Bitte beziffern Sie die Anzahl der von Messler:innen gesuchten Grundstücke und Wohnungen und in welcher Preislage diese gesucht werden. Bedenken Sie dabei, dass Messel sich laut Raumentwicklungsplan vorrangig für den eigenen Wohnraumbedarf entwickeln soll. Berücksichtigen Sie auch, dass mit der Bebauung in Wentzenrod II und Markstraße großteil noch nicht einmal begonnen wurde.
- Kann ein weiteres Neubaugebiet den Wohnraumbedarf Messels decken?
Der Ruf nach bezahlbarem Wohnraum stand in Wahlprogrammen und war auch in mancher Sitzung immer wieder zu hören. Doch die letzten Baugebiete haben diesen Wunsch nicht erfüllt. Im Gegenteil: Ein Einfamilien-Reihenhaus in Wentzenrod II kostet rund 650.000 Euro.

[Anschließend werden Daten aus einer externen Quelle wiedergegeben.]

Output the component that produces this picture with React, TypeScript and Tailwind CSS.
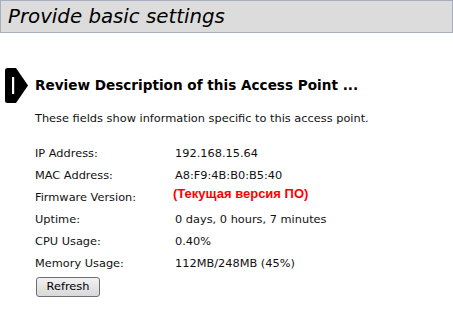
import React from 'react';

const rows = [
  { label: 'IP Address:', value: '192.168.15.64' },
  { label: 'MAC Address:', value: 'A8:F9:4B:B0:B5:40' },
  { label: 'Firmware Version:', value: '(Текущая версия ПО)', red: true },
  { label: 'Uptime:', value: '0 days, 0 hours, 7 minutes' },
  { label: 'CPU Usage:', value: '0.40%' },
  { label: 'Memory Usage:', value: '112MB/248MB (45%)' },
];

const StepIcon = () => (
  <svg width="24" height="35" viewBox="0 0 24 35">
    <path d="M2.5 0 H11 L23 17.5 L11 35 H2.5 Q0 35 0 32.5 V2.5 Q0 0 2.5 0 Z" fill="#000" />
    <rect x="7" y="9" width="2.2" height="17" fill="#fff" />
  </svg>
);

export default function App() {
  return (
    <div className="w-[453px] h-[319px] bg-white text-[#111] font-['DejaVu_Sans',Verdana,sans-serif] overflow-hidden">
      {/* Title bar */}
      <div className="h-[33px] w-[453px] border border-[#a8aebd] bg-[#dcdcdc] flex items-center pl-[7px]">
        <h1 className="text-[19.8px] italic text-black leading-none">Provide basic settings</h1>
      </div>

      <div className="mt-[35px] flex items-center">
        <div className="ml-[5px] w-[30px]">
          <StepIcon />
        </div>
        <h2 className="text-[13.6px] font-bold text-black">Review Description of this Access Point ...</h2>
      </div>

      <div className="pl-[35px] text-[11.35px]">
        <p className="mt-[7px]">These fields show information specific to this access point.</p>

        <div className="mt-[15px]">
          {rows.map((r) => (
            <div key={r.label} className="flex items-center h-[22px]">
              <div className="w-[140px]">{r.label}</div>
              <div
                className={
                  r.red
                    ? "text-[#ff0000] font-bold text-[13px] font-['Liberation_Sans',Arial,sans-serif] -ml-[2px] -mt-[6px]"
                    : ''
                }
              >
                {r.value}
              </div>
            </div>
          ))}
        </div>

        <button className="mt-[3px] ml-[1px] w-[64px] h-[20px] border border-[#707070] rounded-[3px] bg-gradient-to-b from-[#f2f2f2] to-[#d8d8d8] text-[11.35px] text-black leading-none">
          Refresh
        </button>
      </div>
    </div>
  );
}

Wenn es bisher nicht gelungen ist, wie will die Gemeindevertretung sicherstellen, dass nun für junge Messler Familien bezahlbarer Wohnraum entsteht?
- Wie wirkt sich ein weiteres Neubaugebiet auf die Gemeindefinanzen aus?
Trotz mehrerer Neubaugebiete haben sich die Gemeindefinanzen in den vergangenen Jahren nicht verbessert. Es musste nun sogar die Grundsteuer um 50 Prozent angehoben werden, um das Defizit zu verringern. Wissenschaftliche Studien belegen, dass die sozialen Infrastrukturkosten eines Baugebiets die Einnahmen durch Einkommensteueranteile vollständig neutralisieren (siehe hierzu auch die Erkenntnisse der Stadt Dieburg im Jahr 2022). Wieso weist Messel keine weiteren Gewerbegebiete aus, die finanziell wesentlich einträglicher sind?
Bitte legen Sie anhand einer beispielhaften Besiedelung konkrete Zahlen für das geplante Baugebiet vor. Eine verantwortungsvolle Gemeindevertretung stellt solche Berechnungen bereits im Vorfeld an. Kosten für Kläranlage und Kanal stehen hier ebenso im Raum wie Kinderbetreuung und der dringend notwendige Neubau einer Schule.
- Wie soll der Bedarf an Kinderbetreuungsplätzen gedeckt werden?
Aktuell warten 30 Kinder auf einen Kita-Platz und werden laut Aussage des Bürgermeisters in diesem Jahr keinen Platz erhalten. Eltern von Kindern bis drei Jahre haben einen Rechtsanspruch auf einen Betreuungsplatz. Erste Klagen stehen bereits an, der Gemeinde drohen Entschädigungszahlungen. Aufgrund von Personalmangel ist die Betreuung im Fossilchen zurzeit nur bis 14 Uhr 30 möglich.
Wer in Wentzenrod II baut oder ein Haus kauft, wird wohl zwei Einkommen für die Finanzierung brauchen. Ohne funktionierende Kinderbetreuung geht dieses Modell jedoch nicht auf. Wie will die Gemeindevertretung das Dilemma lösen? Bitte legen Sie Ihr Konzept vor und beziffern Sie die Kosten.
Sehr geehrte Gemeindevertreterinnen und -vertreter,
Sie wurden gewählt, um die Interessen aller Bürgerinnen und Bürger Messels gleichermaßen zu vertreten und mit den Gemeindefinanzen sorgsam umzugehen. Die Aufstellung eines weiteren Bebauungsplans steht diesem Auftrag so lange entgegen, bis Sinn und Vorteil für unsere Gemeinde eindeutig mit Zahlen belegt sind.
Bitte befassen Sie sich intensiv mit diesen Fragen und legen Sie uns Bürgerinnen und Bürgern Ihre Berechnungen detailliert und nachvollziehbar vor – gerne auch in einer Bürgerversammlung, die Sie wie üblich mindestens zwei Wochen vorher und gut sichtbar im amtlichen Mitteilungsblatt veröffentlichen.
Mit freundlichen Grüßen
Ihre Bürgerinitiative Dorfentwicklung Messel Jetzt!